* Problem description: Go through the listing and pick out each line with the word "this" in it.

* Supplied information:
· · ·

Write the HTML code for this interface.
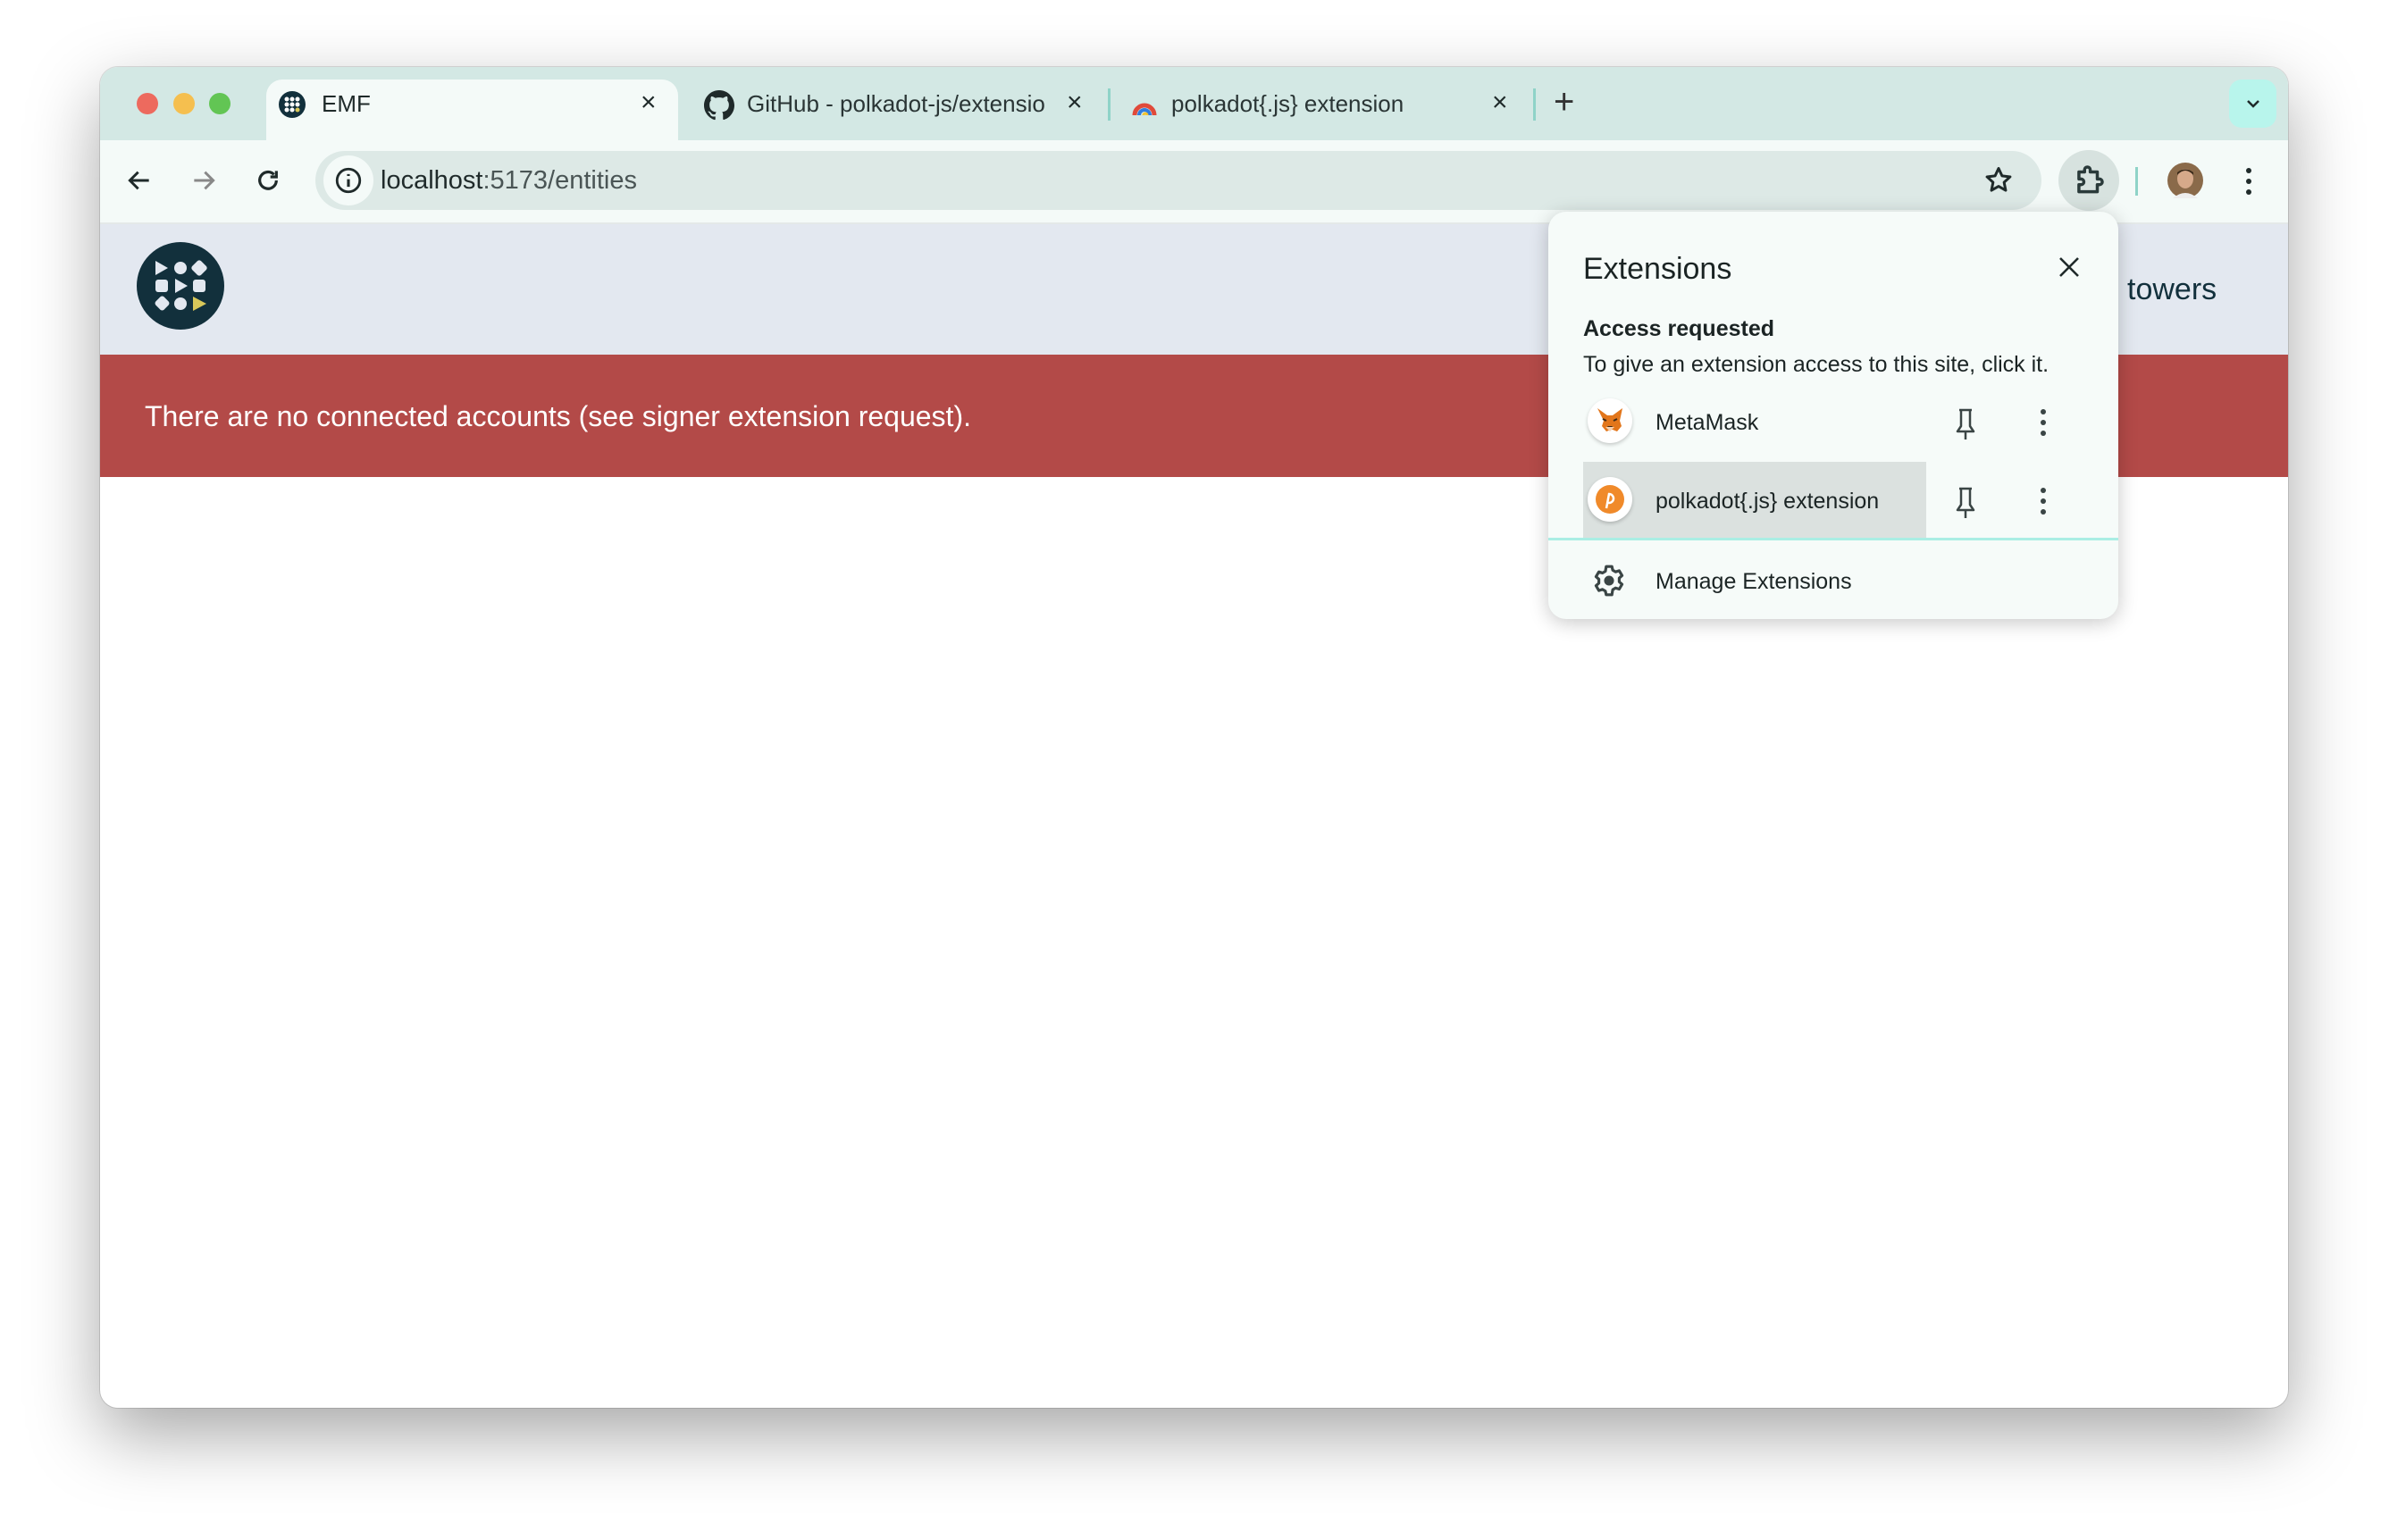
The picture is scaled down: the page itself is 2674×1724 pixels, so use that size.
<!DOCTYPE html>
<html><head><meta charset="utf-8"><style>
*{margin:0;padding:0;box-sizing:border-box}
body{width:2674px;height:1724px;background:#fff;position:relative;overflow:hidden;font-family:"Liberation Sans",sans-serif;color:#1f2a2a}
.abs{position:absolute}
#win{left:112px;top:75px;width:2449px;height:1501px;border-radius:20px;background:#fff;overflow:hidden;box-shadow:0 30px 80px rgba(0,0,0,.35),0 0 0 1px rgba(0,0,0,.12)}
.t{position:absolute;white-space:nowrap}
</style></head><body>
<div id="win" class="abs">
 <div class="abs" style="left:0;top:0;width:2449px;height:82px;background:#d3e8e4"></div>
 <div class="abs" style="left:41px;top:29px;width:24px;height:24px;border-radius:50%;background:#ed6a5e"></div>
 <div class="abs" style="left:82px;top:29px;width:24px;height:24px;border-radius:50%;background:#f5bf4f"></div>
 <div class="abs" style="left:122px;top:29px;width:24px;height:24px;border-radius:50%;background:#62c554"></div>
 <div class="abs" style="left:186px;top:14px;width:461px;height:80px;background:#f4faf8;border-radius:18px 18px 0 0"></div>
 <svg class="abs" style="left:199px;top:26px" width="32" height="32" viewBox="0 0 32 32"><circle cx="16" cy="16" r="15" fill="#12303c"/><g fill="#fff"><circle cx="10" cy="10" r="2.5"/><circle cx="16" cy="10" r="2.5"/><circle cx="22" cy="10" r="2.5"/><circle cx="10" cy="16" r="2.5"/><circle cx="16" cy="16" r="2.5"/><circle cx="22" cy="16" r="2.5"/><circle cx="10" cy="22" r="2.5"/><circle cx="16" cy="22" r="2.5"/></g><circle cx="22" cy="22" r="2.5" fill="#d8c85a"/></svg>
 <div class="t" style="left:248px;top:26px;font-size:26px">EMF</div>
 <div class="t" style="left:605px;top:23px;font-size:30px">×</div>
 <svg class="abs" style="left:676px;top:26px" width="34" height="34" viewBox="0 0 16 16"><path fill="#1f2a2a" d="M8 0C3.6 0 0 3.6 0 8c0 3.5 2.3 6.5 5.5 7.6.4.1.5-.2.5-.4v-1.4c-2.2.5-2.7-1-2.7-1-.4-.9-.9-1.200-.9-1.2-.7-.5.1-.5.1-.5.8.1 1.2.8 1.2.8.7 1.2 1.9.9 2.3.7.1-.5.3-.9.5-1.1-1.8-.2-3.6-.9-3.6-4 0-.9.3-1.6.8-2.1-.1-.2-.4-1 .1-2.1 0 0 .7-.2 2.2.8.6-.2 1.3-.3 2-.3s1.4.1 2 .3c1.5-1 2.2-.8 2.2-.8.4 1.1.2 1.9.1 2.1.5.6.8 1.3.8 2.1 0 3.1-1.9 3.7-3.6 3.9.3.3.5.8.5 1.5v2.2c0 .2.1.5.6.4C13.7 14.5 16 11.5 16 8c0-4.4-3.6-8-8-8z"/></svg>
 <div class="t" style="left:724px;top:26px;font-size:26px;color:#2a3535">GitHub - polkadot-js/extensio</div>
 <div class="t" style="left:1082px;top:23px;font-size:30px">×</div>
 <div class="abs" style="left:1128px;top:24px;width:3px;height:36px;background:#8fd3c8"></div>
 <svg class="abs" style="left:1155px;top:30px" width="28" height="28" viewBox="0 0 28 28"><path d="M3 24a11 11 0 0 1 22 0" fill="none" stroke="#e04a3a" stroke-width="5"/><path d="M8 24a6 6 0 0 1 12 0" fill="none" stroke="#2f7de0" stroke-width="4"/><path d="M13 24a2 2 0 0 1 4 0" fill="none" stroke="#f4c430" stroke-width="3"/></svg>
 <div class="t" style="left:1199px;top:26px;font-size:26px;color:#2a3535">polkadot{.js} extension</div>
 <div class="t" style="left:1558px;top:23px;font-size:30px">×</div>
 <div class="abs" style="left:1604px;top:24px;width:3px;height:36px;background:#8fd3c8"></div>
 <div class="t" style="left:1627px;top:17px;font-size:40px;font-weight:300;color:#333">+</div>
 <div class="abs" style="left:2383px;top:14px;width:53px;height:54px;border-radius:14px;background:#b8f5ec"></div>
 <svg class="abs" style="left:2400px;top:32px" width="20" height="18" viewBox="0 0 20 18"><path d="M4 6l6 6 6-6" fill="none" stroke="#1f2a2a" stroke-width="2.5"/></svg>
 <div class="abs" style="left:0;top:82px;width:2449px;height:92px;background:#f4faf8"></div>
 <svg class="abs" style="left:28px;top:111px" width="32" height="32" viewBox="0 0 24 24"><path d="M20 12H5M11 5l-7 7 7 7" fill="none" stroke="#1f2a2a" stroke-width="2.2"/></svg>
 <svg class="abs" style="left:100px;top:111px" width="32" height="32" viewBox="0 0 24 24"><path d="M4 12h15M13 5l7 7-7 7" fill="none" stroke="#888" stroke-width="2.2"/></svg>
 <svg class="abs" style="left:172px;top:111px" width="32" height="32" viewBox="0 0 24 24"><path d="M19 12a7 7 0 1 1-2-5" fill="none" stroke="#1f2a2a" stroke-width="2.4"/><path d="M19 4v5h-5" fill="none" stroke="#1f2a2a" stroke-width="2.4"/></svg>
 <div class="abs" style="left:241px;top:94px;width:1932px;height:66px;border-radius:33px;background:#dde9e6"></div>
 <div class="abs" style="left:250px;top:99px;width:56px;height:56px;border-radius:50%;background:#f4faf8"></div>
 <svg class="abs" style="left:261px;top:110px" width="34" height="34" viewBox="0 0 24 24"><circle cx="12" cy="12" r="9" fill="none" stroke="#1f2a2a" stroke-width="2"/><path d="M12 11v6M12 7v1.5" stroke="#1f2a2a" stroke-width="2.2"/></svg>
 <div class="t" style="left:314px;top:111px;font-size:29px;color:#1f2a2a">localhost<span style="color:#4a5555">:5173/entities</span></div>
 <svg class="abs" style="left:2107px;top:109px" width="36" height="36" viewBox="0 0 24 24"><path d="M12 3l2.6 5.6 6 .7-4.5 4.1 1.2 6-5.3-3-5.3 3 1.2-6L3.4 9.3l6-.7z" fill="none" stroke="#1f2a2a" stroke-width="2" stroke-linejoin="round"/></svg>
 <div class="abs" style="left:2192px;top:93px;width:68px;height:68px;border-radius:50%;background:#d7e2df"></div>
 <svg class="abs" style="left:2207px;top:108px" width="38" height="38" viewBox="0 0 24 24"><path d="M5 6h4V4.5a2 2 0 0 1 4 0V6h5v5h1.5a2 2 0 0 1 0 4H18v5H5v-5h1.5a2 2 0 0 0 0-4H5z" fill="none" stroke="#2a3a3a" stroke-width="2.2" stroke-linejoin="round"/></svg>
 <div class="abs" style="left:2278px;top:112px;width:3px;height:32px;background:#8fd3c8"></div>
 <svg class="abs" style="left:2314px;top:107px" width="40" height="40" viewBox="0 0 40 40"><circle cx="20" cy="20" r="20" fill="#8a6a4a"/><ellipse cx="20" cy="18" rx="9" ry="11" fill="#d6a98a"/><path d="M11 14q9-10 18 0v-3q-9-7-18 0z" fill="#3a2a1a"/><path d="M6 40q14-12 28 0z" fill="#eee"/></svg>
 <svg class="abs" style="left:2393px;top:110px" width="24" height="36" viewBox="0 0 24 36"><circle cx="12" cy="6" r="3" fill="#1f2a2a"/><circle cx="12" cy="18" r="3" fill="#1f2a2a"/><circle cx="12" cy="30" r="3" fill="#1f2a2a"/></svg>
 <div class="abs" style="left:0;top:174px;width:2449px;height:2px;background:#e4e9e8"></div>
 <div class="abs" style="left:0;top:176px;width:2449px;height:146px;background:#e3e8f0"></div>
 <svg class="abs" style="left:40px;top:195px" width="100" height="100" viewBox="0 0 100 100"><circle cx="50" cy="50" r="49" fill="#12303c"/><g fill="#e3e8f0"><path d="M22 22l14 8-14 8z"/><circle cx="50" cy="30" r="7"/><rect x="64" y="23" width="14" height="14" rx="3" transform="rotate(45 71 30)"/><rect x="22" y="43" width="14" height="14" rx="3"/><path d="M44 42l14 8-14 8z"/><rect x="64" y="43" width="14" height="14" rx="3"/><rect x="23" y="63" width="13" height="13" rx="3" transform="rotate(45 29.5 69.5)"/><circle cx="50" cy="70" r="7"/></g><path d="M64 62l15 8-15 8z" fill="#d8c85a"/></svg>
 <div class="t" style="left:2269px;top:230px;font-size:34px;color:#12303c">towers</div>
 <div class="abs" style="left:0;top:322px;width:2449px;height:137px;background:#b34a48"></div>
 <div class="t" style="left:50px;top:373px;font-size:32px;color:#fff">There are no connected accounts (see signer extension request).</div>
</div>
<div class="abs" style="left:1733px;top:237px;width:638px;height:456px;border-radius:20px;background:#f6fbf9;box-shadow:0 4px 22px rgba(0,0,0,.22);overflow:hidden">
 <div class="t" style="left:39px;top:45px;font-size:34px;color:#1b2424">Extensions</div>
 <svg class="abs" style="left:568px;top:47px" width="30" height="30" viewBox="0 0 30 30"><path d="M5 5l20 20M25 5L5 25" stroke="#1f2a2a" stroke-width="2.6"/></svg>
 <div class="t" style="left:39px;top:117px;font-size:25px;font-weight:bold;color:#1b2424">Access requested</div>
 <div class="t" style="left:39px;top:157px;font-size:25px;color:#1b2424">To give an extension access to this site, click it.</div>
 <div class="abs" style="left:44px;top:209px;width:50px;height:50px;border-radius:50%;background:#fff;box-shadow:0 2px 4px rgba(0,0,0,.2)"></div>
 <svg class="abs" style="left:52px;top:218px" width="34" height="32" viewBox="0 0 34 32"><path d="M3 2l11 8h6l11-8-3 14 2 6-5 6-5-2h-2l-5 2-5-6 2-6z" fill="#e2761b"/><path d="M14 22h6l-3 5z" fill="#3a2a1a"/><path d="M9 14l4 2M25 14l-4 2" stroke="#3a2a1a" stroke-width="2"/><path d="M12 23l5 5 5-5" fill="#f5d1b0"/></svg>
 <div class="t" style="left:120px;top:222px;font-size:25px;color:#1b2424">MetaMask</div>
 <div class="abs" style="left:39px;top:280px;width:384px;height:85px;background:#dbe1df"></div>
 <div class="abs" style="left:44px;top:297px;width:50px;height:50px;border-radius:50%;background:#fff;box-shadow:0 2px 4px rgba(0,0,0,.2)"></div>
 <svg class="abs" style="left:50px;top:303px" width="38" height="38" viewBox="0 0 38 38"><circle cx="19" cy="19" r="16" fill="#f08a2a"/><path d="M15 29l3-16a5 5 0 1 1 0 10h-2" fill="none" stroke="#fff" stroke-width="2.5"/></svg>
 <div class="t" style="left:120px;top:310px;font-size:25px;color:#1b2424">polkadot{.js} extension</div>
 <svg class="abs" style="left:452px;top:218px" width="30" height="40" viewBox="0 0 30 40"><path d="M8 4h14M10 4v18l-4 6h18l-4-6V4M15 28v9" fill="none" stroke="#3a4545" stroke-width="2.5" stroke-linejoin="round"/></svg>
 <svg class="abs" style="left:452px;top:306px" width="30" height="40" viewBox="0 0 30 40"><path d="M8 4h14M10 4v18l-4 6h18l-4-6V4M15 28v9" fill="none" stroke="#3a4545" stroke-width="2.5" stroke-linejoin="round"/></svg>
 <svg class="abs" style="left:542px;top:218px" width="24" height="36" viewBox="0 0 24 36"><circle cx="12" cy="6" r="3" fill="#3a4545"/><circle cx="12" cy="18" r="3" fill="#3a4545"/><circle cx="12" cy="30" r="3" fill="#3a4545"/></svg>
 <svg class="abs" style="left:542px;top:306px" width="24" height="36" viewBox="0 0 24 36"><circle cx="12" cy="6" r="3" fill="#3a4545"/><circle cx="12" cy="18" r="3" fill="#3a4545"/><circle cx="12" cy="30" r="3" fill="#3a4545"/></svg>
 <div class="abs" style="left:0;top:365px;width:638px;height:3px;background:#aaeee4"></div>
 <svg class="abs" style="left:49px;top:394px" width="38" height="38" viewBox="0 0 24 24"><path d="M12 8.5a3.5 3.5 0 1 0 0 7 3.5 3.5 0 0 0 0-7z" fill="#3a4545"/><path d="M10 2h4l.6 2.6 2 1.2 2.6-.8 2 3.4-2 1.8v2.6l2 1.8-2 3.4-2.6-.8-2 1.2L14 22h-4l-.6-2.6-2-1.2-2.6.8-2-3.4 2-1.8V11l-2-1.8 2-3.4 2.6.8 2-1.2z" fill="none" stroke="#3a4545" stroke-width="2" stroke-linejoin="round"/></svg>
 <div class="t" style="left:120px;top:400px;font-size:25px;color:#1b2424">Manage Extensions</div>
</div>
</body></html>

· · ·

* Solution below:
Write the HTML code for this interface.
 <div class="t" style="left:39px;top:157px;font-size:25px;color:#1b2424">To give an extension access to this site, click it.</div>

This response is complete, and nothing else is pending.